Most of all though, our thinking about the Gospel must be dogmatic because our thinking about the Gospel must be guided by the truths.

It is all too easy, as St Paul warns about in today’s reading from Acts, for me to be swept away by glib preachers. In every generation, there are in Church “fierce wolves” who speak “perverse things in an attempt “to draw away the disciples” from Christ. For all that they offer an appealing face to their listeners, these are cruel individuals who in their pursuit of power and control over others will be unsparing in their lies and half-truths.

We need to think clearly lest, when these false witnesses appear in our lives, we are seduced by their charm or confused by their lies.

Such clear thinking, and this the second point, is not simply a matter of theology. Yes, we need to know the Scriptures–is there any Orthodox Christian who doubts this? And yes, we need to know the Creed and the basics of the faith.

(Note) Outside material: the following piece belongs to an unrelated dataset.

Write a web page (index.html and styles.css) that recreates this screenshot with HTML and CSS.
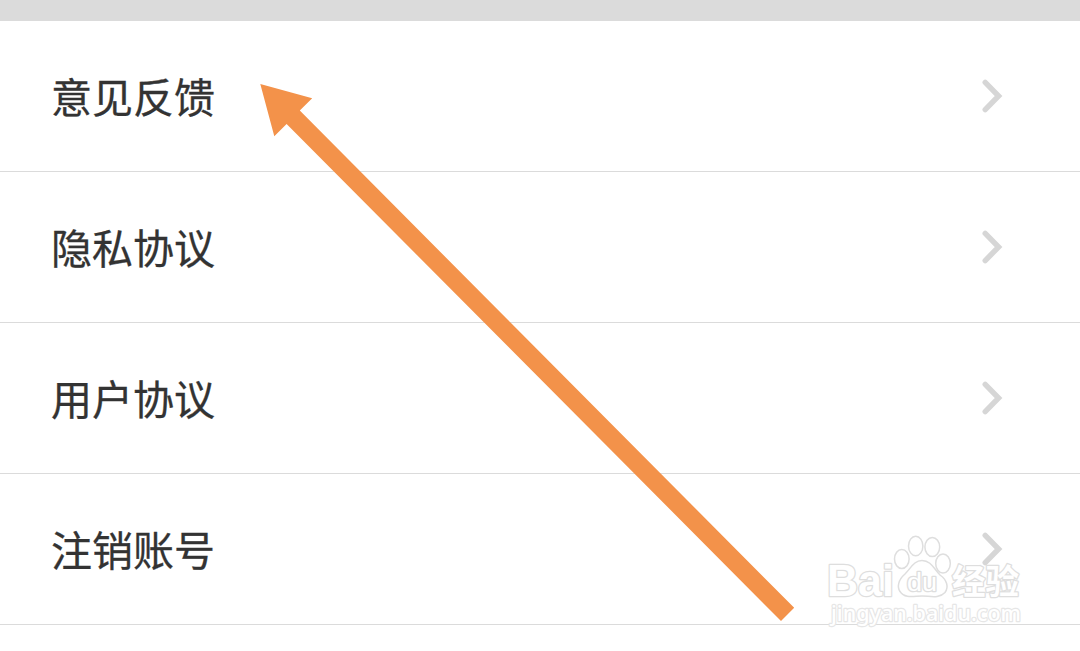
FILE: index.html
```html
<!DOCTYPE html>
<html lang="zh-CN">
<head>
<meta charset="utf-8">
<title>设置</title>
<link rel="stylesheet" href="styles.css">
</head>
<body>
<main class="screen">
  <div class="divider"></div>
  <ul class="menu">
    <li class="item"><span class="label">意见反馈</span><svg class="chevron" viewBox="0 0 24 36"><path d="M5.2 4.4 18.6 18 5.2 31.6"/></svg></li>
    <li class="item"><span class="label">隐私协议</span><svg class="chevron" viewBox="0 0 24 36"><path d="M5.2 4.4 18.6 18 5.2 31.6"/></svg></li>
    <li class="item"><span class="label">用户协议</span><svg class="chevron" viewBox="0 0 24 36"><path d="M5.2 4.4 18.6 18 5.2 31.6"/></svg></li>
    <li class="item"><span class="label">注销账号</span><svg class="chevron" viewBox="0 0 24 36"><path d="M5.2 4.4 18.6 18 5.2 31.6"/></svg></li>
  </ul>
  <svg class="arrow" viewBox="0 0 1080 651"><path d="M260.3 84 312.2 98.2 299.8 110.6 794.2 607.8 781 621 286.6 124 274.3 136.3Z"/></svg>
  <svg class="watermark" viewBox="820 525 220 110">
    <text class="brand" x="827" y="596" textLength="67" lengthAdjust="spacingAndGlyphs">Bai</text>
    <g class="paw">
      <ellipse cx="901.8" cy="559" rx="7.3" ry="9.5"/>
      <ellipse cx="915.7" cy="546" rx="7.2" ry="9.8"/>
      <ellipse cx="932.3" cy="547" rx="7.4" ry="9.6"/>
      <ellipse cx="943" cy="563.5" rx="7.3" ry="9.6"/>
      <path d="M922 560.5C914 560.5 911 568 905 574C898 580 897 587 900 591.5C905 599 914 596 922 596C930 596 939 599 945 592.5C949 587 947 580 940 575C934 569 931 560.5 922 560.5Z"/>
    </g>
    <text class="du" x="907" y="591" textLength="30" lengthAdjust="spacingAndGlyphs">du</text>
    <text class="brand-cn" x="952" y="594" textLength="67" lengthAdjust="spacingAndGlyphs">经验</text>
    <text class="site" x="831" y="621" textLength="190" lengthAdjust="spacingAndGlyphs">jingyan.baidu.com</text>
  </svg>
</main>
</body>
</html>
```
FILE: styles.css
```css
body {
  margin: 0;
  background: #fff;
}

.screen {
  position: relative;
  height: 651px;
  overflow: hidden;
}

.divider {
  height: 21px;
  background: #dbdbdb;
}

.menu {
  margin: 0;
  padding: 0;
  list-style: none;
}

.item {
  display: flex;
  align-items: center;
  justify-content: space-between;
  box-sizing: border-box;
  height: 151px;
  padding: 0 76px 0 51px;
  border-bottom: 1px solid #dbdbdb;
}

.label {
  padding-bottom: 2px;
  color: #333;
  font: 41px/60px "Noto Sans CJK SC", sans-serif;
  -webkit-text-stroke: 0.3px #333;
}

.chevron {
  width: 24px;
  height: 36px;
  fill: none;
  stroke: #d6d6d6;
  stroke-width: 5.4;
  stroke-linecap: round;
}

.arrow {
  position: absolute;
  top: 0;
  left: 0;
  width: 1080px;
  height: 651px;
  fill: #f3924a;
}

/* Translucent mark laid over the last row */
.watermark {
  position: absolute;
  top: 525px;
  left: 820px;
  width: 220px;
  height: 110px;
  fill: #fff;
  stroke: #dedede;
  stroke-width: 1.5;
}

.paw {
  fill: rgba(255, 255, 255, 0.8);
}

.brand,
.du,
.brand-cn,
.site {
  paint-order: stroke;
  stroke-linejoin: round;
}

.brand {
  font: bold 44px "Liberation Sans", sans-serif;
  stroke-width: 2.6;
}

.du {
  font: 25px "Liberation Sans", sans-serif;
  stroke-width: 2.6;
}

.brand-cn {
  font: bold 34px "Noto Sans CJK SC", sans-serif;
  stroke-width: 2.6;
}

.site {
  font: 500 22px "Noto Sans", sans-serif;
  stroke: #e6e6e6;
  stroke-width: 2.4;
}
```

But our clear thinking, our dogma if you will, must embrace not only the truths of the faith but also of creation, of human life and society and of our own identity in Christ. Divorced from these, our theological thinking will sooner or later (and usually sooner than later) devolve into heresy. When this happens, our community in Christ becomes a cult that apes the Church and in which the things of God are distorted and put at the service of binding us to the fierce wolf’s cruel control.

In Holy Tradition, the truths of the Gospel are not opposed to those of philosophy. Likewise, sacraments and science are not enemies but rather, in Christ, divinely bestowed gifts give to us for our salvation and the salvation of the world.

Faith and reason, in other words, are not opposed but–to paraphrase St Maximus the Confessor–the two wings by which the soul ascends to God.

To be sure not all Orthodox Christians have the same intellectual gifts. Nor do we all share the same interests.

But whatever might be our personal differences in our abilities and interest, theology and philosophy, sacraments and science, faith and reason, are all God’s gifts. To think dogmatically, that is to think clearly, is to understand that each element in the pair compliments and deepens our appreciation and understanding of its partner.

All this is possible because Jesus Christ is not simply a good man but God become Man. In Christ, the Eternal Word of God speaks in human words. He Who together with the Father and the Holy Spirit, creates the universe, drawing it from us “nothingness into being,” creates and shapes the creation with human hands and according to the insights of a human intellect.

All this He does without loss of His divinity.

As truly God, He creates even as truly Man He shapes the creation. He Who as the Word of God from All-Eternity is beyond what our minds can grasp, as truly Man speaks words we can comprehend though never exhaust.

My brothers and sisters in Christ! In the Incarnation, human life, human thought, human labor, and human society are come to share in Divine Life, Divine Thought, Divine Labor and the Divine Society of the Most Holy Trinity.

To think dogmatically is to see the revelation of God not only in the pages of Scripture but in the Book of Nature.

To think dogmatically is to overcome the chasm sin would place between faith and reason, science and sacrament, created and Uncreated.

To think dogmatically is not to cling to the old answers because they are old but rejoice in them because they are true.

To think dogmatically is to see that in each moment “all things are made new in Christ” (2 Corinthians 5:17).

To think dogmatically, means to think clearly, because we think with “the mind of Christ” (1 Corinthians 1:6), “bringing every thought into captivity to the obedience of Christ (2 Corinthians 10:5), and so conform ourselves to His example (see Romans 8:29) for our salvation and the salvation of the world.